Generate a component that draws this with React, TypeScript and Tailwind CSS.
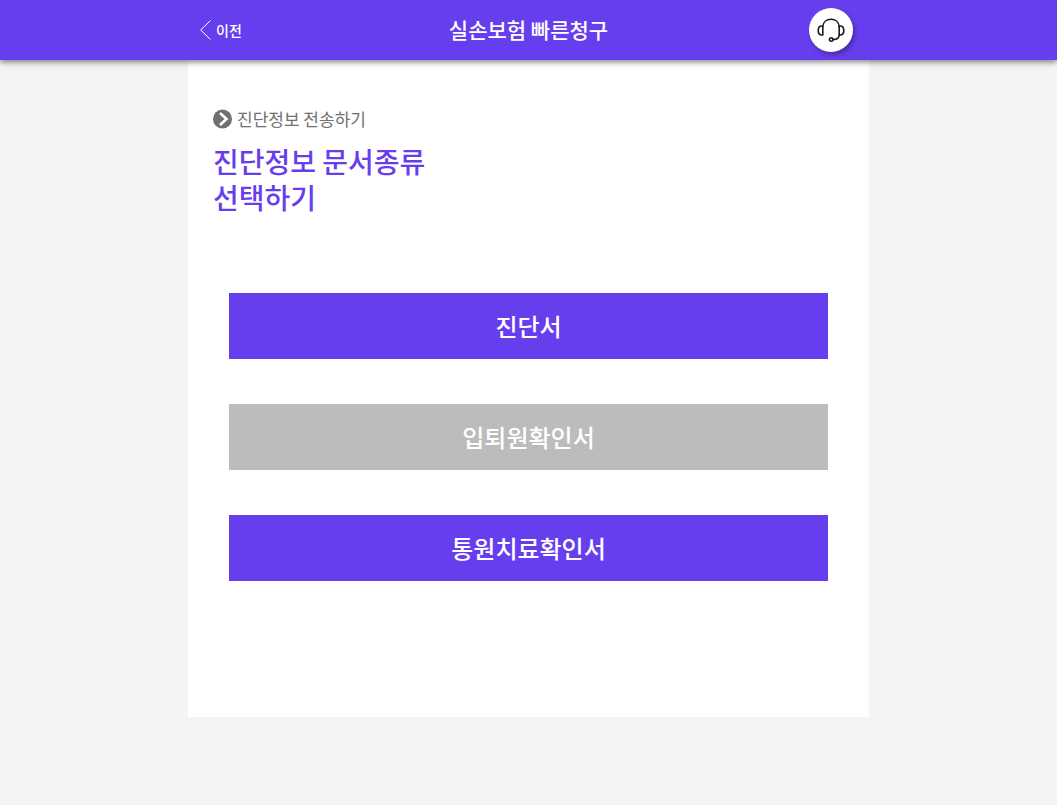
const documents = [
  { id: "diagnosis", label: "진단서", enabled: true },
  { id: "admission", label: "입퇴원확인서", enabled: false },
  { id: "outpatient", label: "통원치료확인서", enabled: true },
]

function Header() {
  return (
    <header className="relative z-10 bg-[#673eee] text-white shadow-[0_2px_6px_rgba(0,0,0,0.5)]">
      <div className="mx-auto grid h-15 max-w-[681px] grid-cols-3 items-center px-3">
        <button type="button" className="flex items-center gap-1 justify-self-start text-sm font-medium">
          <svg width="12" height="20" viewBox="0 0 12 20" fill="none" stroke="currentColor" aria-hidden="true">
            <path d="M10.500 0.500 0.700 10l9.800 9.500" />
          </svg>
          이전
        </button>
        <h1 className="justify-self-center text-[21px] font-medium whitespace-nowrap">실손보험 빠른청구</h1>
        <button
          type="button"
          aria-label="고객센터"
          className="mr-1 flex size-11 items-center justify-center justify-self-end rounded-full bg-white text-[#1a1a1a] shadow-[2px_3px_5px_rgba(0,0,0,0.3)]"
        >
          <svg
            width="28"
            height="24"
            viewBox="0 0 28 24"
            fill="none"
            stroke="currentColor"
            strokeWidth="1.6"
            strokeLinecap="round"
            strokeLinejoin="round"
            aria-hidden="true"
          >
            <path d="M5.800 8.500C6.200 4.300 9.400 1.300 14 1.300s7.800 3 8.200 7.200" />
            <path d="M5.800 8v9H4.800C2.500 17 1.200 15 1.200 12.500S2.500 8 4.800 8Z" />
            <path d="M22.200 8v9h1c2.300 0 3.600-2 3.600-4.500S25.500 8 23.200 8Z" />
            <path d="M22.200 17c0 2.700-2 4.600-6.200 4.600" />
            <circle cx="14.200" cy="21.500" r="1.700" />
          </svg>
        </button>
      </div>
    </header>
  )
}

export default function App() {
  return (
    <div className="min-h-screen bg-[#f4f4f4] font-['Noto_Sans_CJK_KR',sans-serif]">
      <Header />
      <main className="mx-auto max-w-[681px] bg-white px-[25px] pt-[47px] pb-34">
        <p className="flex items-center gap-1 text-[17px] leading-6 text-[#707070]">
          <svg width="20" height="20" viewBox="0 0 20 20" fill="none" aria-hidden="true">
            <circle cx="9.500" cy="10" r="9.500" fill="#707070" />
            <path d="m7 4 6.500 6L7 16" stroke="#fff" strokeWidth="2.600" />
          </svg>
          진단정보 전송하기
        </p>
        <h2 className="mt-3 text-[28px] leading-9 font-medium text-[#673eee]">
          진단정보 문서종류
          <br />
          선택하기
        </h2>
        <div className="mt-[78px] flex flex-col gap-[45px] px-4">
          {documents.map((doc) => (
            <button
              key={doc.id}
              type="button"
              disabled={!doc.enabled}
              className="h-[66px] bg-[#673eee] text-2xl font-medium text-white disabled:bg-[#bcbcbc]"
            >
              {doc.label}
            </button>
          ))}
        </div>
      </main>
    </div>
  )
}
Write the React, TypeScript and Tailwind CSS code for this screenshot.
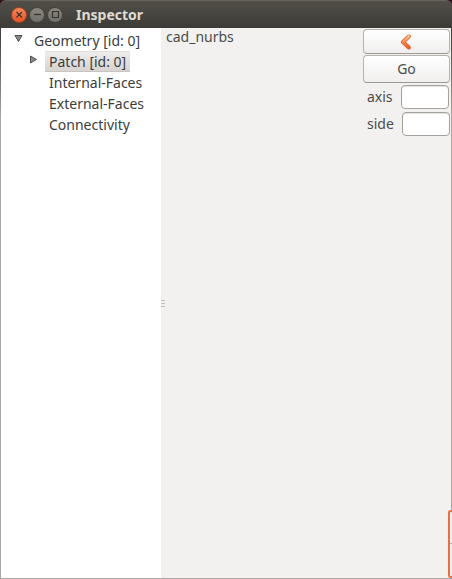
import { useState } from 'react';
import type { ReactNode } from 'react';

function WindowButton({ label, close, children }: { label: string; close?: boolean; children: ReactNode }) {
  return (
    <button
      type="button"
      aria-label={label}
      className={
        'flex size-4 items-center justify-center rounded-full border ' +
        (close
          ? 'border-[#a5421f] bg-linear-to-b from-[#f7855c] to-[#e9521f]'
          : 'border-[#45443f] bg-linear-to-b from-[#8a8780] to-[#716f68]')
      }
    >
      <svg viewBox="0 0 14 14" className="size-3.5 shrink-0" fill="none" stroke="#35332e" strokeWidth="1.2">
        {children}
      </svg>
    </button>
  );
}

function TitleBar() {
  return (
    <header className="flex h-7 shrink-0 items-center gap-0.5 rounded-t-md border-t border-[#66645d] bg-linear-to-b from-[#524f49] to-[#3c3b37] pl-[11px]">
      <WindowButton label="Close" close>
        <path d="M4.5 4l5.5 5.5M10 4l-5.5 5.5" />
      </WindowButton>
      <WindowButton label="Minimize">
        <path d="M4 6.5h7" />
      </WindowButton>
      <WindowButton label="Maximize">
        <path d="M4.5 3.5h6v6h-6z" />
      </WindowButton>
      <h1 className="pl-[11px] text-[14px] font-bold text-[#dfdbd2]">Inspector</h1>
    </header>
  );
}

function Tree() {
  const [selected, setSelected] = useState('Patch [id: 0]');
  const children = ['Patch [id: 0]', 'Internal-Faces', 'External-Faces', 'Connectivity'];
  return (
    <nav className="w-40 shrink-0 bg-white pt-0.5 text-[#3c3c3c]">
      <div className="flex h-[21px] items-center pl-3">
        <button type="button" aria-label="Collapse Geometry" className="mb-1 mr-2.5">
          <svg viewBox="0 0 11 9" className="h-[9px] w-[11px]">
            <path d="M2 1.5h7L5.5 7.5z" fill="#8a8a8a" stroke="#505050" />
          </svg>
        </button>
        <span className="whitespace-nowrap">Geometry [id: 0]</span>
      </div>
      <ul>
        {children.map((name, i) => (
          <li key={name} className="flex h-[21px] items-center pl-7">
            <span className="mb-1 w-4 shrink-0">
              {i === 0 && (
                <svg viewBox="0 0 9 11" className="h-[11px] w-[9px]">
                  <path d="M1.5 2v7L7.5 5.5z" fill="#8a8a8a" stroke="#505050" />
                </svg>
              )}
            </span>
            <button
              type="button"
              onClick={() => setSelected(name)}
              className={
                'flex h-[21px] items-center whitespace-nowrap px-1 ' +
                (selected === name ? 'border-y border-t-[#e0dedc] border-b-[#c8c4c0] bg-linear-to-b from-[#efeeed] to-[#d6d3d0]' : '')
              }
            >
              {name}
            </button>
          </li>
        ))}
      </ul>
    </nav>
  );
}

function PushButton({ label, children, className }: { label: string; children: ReactNode; className: string }) {
  return (
    <button
      type="button"
      aria-label={label}
      className={
        'flex w-full items-center justify-center rounded-[4px] border border-[#b5b2ae] border-b-[#9c9995] bg-linear-to-b from-white to-[#f0efee] ' +
        className
      }
    >
      {children}
    </button>
  );
}

function Field({ id }: { id: string }) {
  return (
    <div className="flex h-[27px] items-center gap-2 pl-1">
      <label htmlFor={id}>{id}</label>
      <input
        id={id}
        type="text"
        className="h-6 w-12 rounded-[4px] border border-[#a5a29d] bg-white px-1 shadow-[inset_0_1px_1px_#e4e2e0] outline-none"
      />
    </div>
  );
}

export default function App() {
  return (
    <div className="relative flex min-h-screen flex-col overflow-hidden bg-[#35101f] font-['Noto_Sans','Open_Sans',sans-serif] text-[14px] leading-5 text-[#4c4c4c]">
      <TitleBar />
      <div className="flex grow bg-linear-to-b from-[#3c3b37] to-[#aaa6a1] to-[90px] px-px pb-px">
        <Tree />
        <main className="flex grow bg-[#f2f1f0]">
          <div aria-hidden="true" className="flex w-[5px] shrink-0 flex-col justify-center gap-0.5">
            <i className="h-px w-1 bg-[#c3c0bc]" />
            <i className="h-px w-1 bg-[#c3c0bc]" />
            <i className="h-px w-1 bg-[#c3c0bc]" />
          </div>
          <p className="grow leading-[18px]">cad_nurbs</p>
          <aside className="mr-px w-[87px] shrink-0 pt-px">
            <PushButton label="Back" className="h-[25px]">
              <svg viewBox="0 0 14 16" className="h-4 w-3.5" fill="none" strokeLinecap="round" strokeLinejoin="round">
                <defs>
                  <linearGradient id="arrow" x1="0" y1="0" x2="0" y2="1">
                    <stop offset="0" stopColor="#fbbd82" />
                    <stop offset="1" stopColor="#ee5a20" />
                  </linearGradient>
                </defs>
                <path d="M8.8 2.5L3 8L8.8 13.5" stroke="#d9602c" strokeWidth="4" />
                <path d="M8.8 2.5L3 8L8.8 13.5" stroke="url(#arrow)" strokeWidth="2.6" />
              </svg>
            </PushButton>
            <PushButton label="Go" className="mt-px h-7">
              Go
            </PushButton>
            <Field id="axis" />
            <Field id="side" />
          </aside>
        </main>
      </div>
      <div
        aria-hidden="true"
        className="absolute right-0 bottom-px h-[68px] w-1 rounded-l-[3px] border-y-2 border-l-2 border-[#ea6f43] bg-[#f2f1f0]"
      >
        <div className="h-1/2 border-b border-[#b5b2ae]" />
      </div>
    </div>
  );
}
▬▬▬▬▬▬
Written problem
Return every line of the preceding records in which the word "TypeScript" appears.

Response
Generate a component that draws this with React, TypeScript and Tailwind CSS.
Write the React, TypeScript and Tailwind CSS code for this screenshot.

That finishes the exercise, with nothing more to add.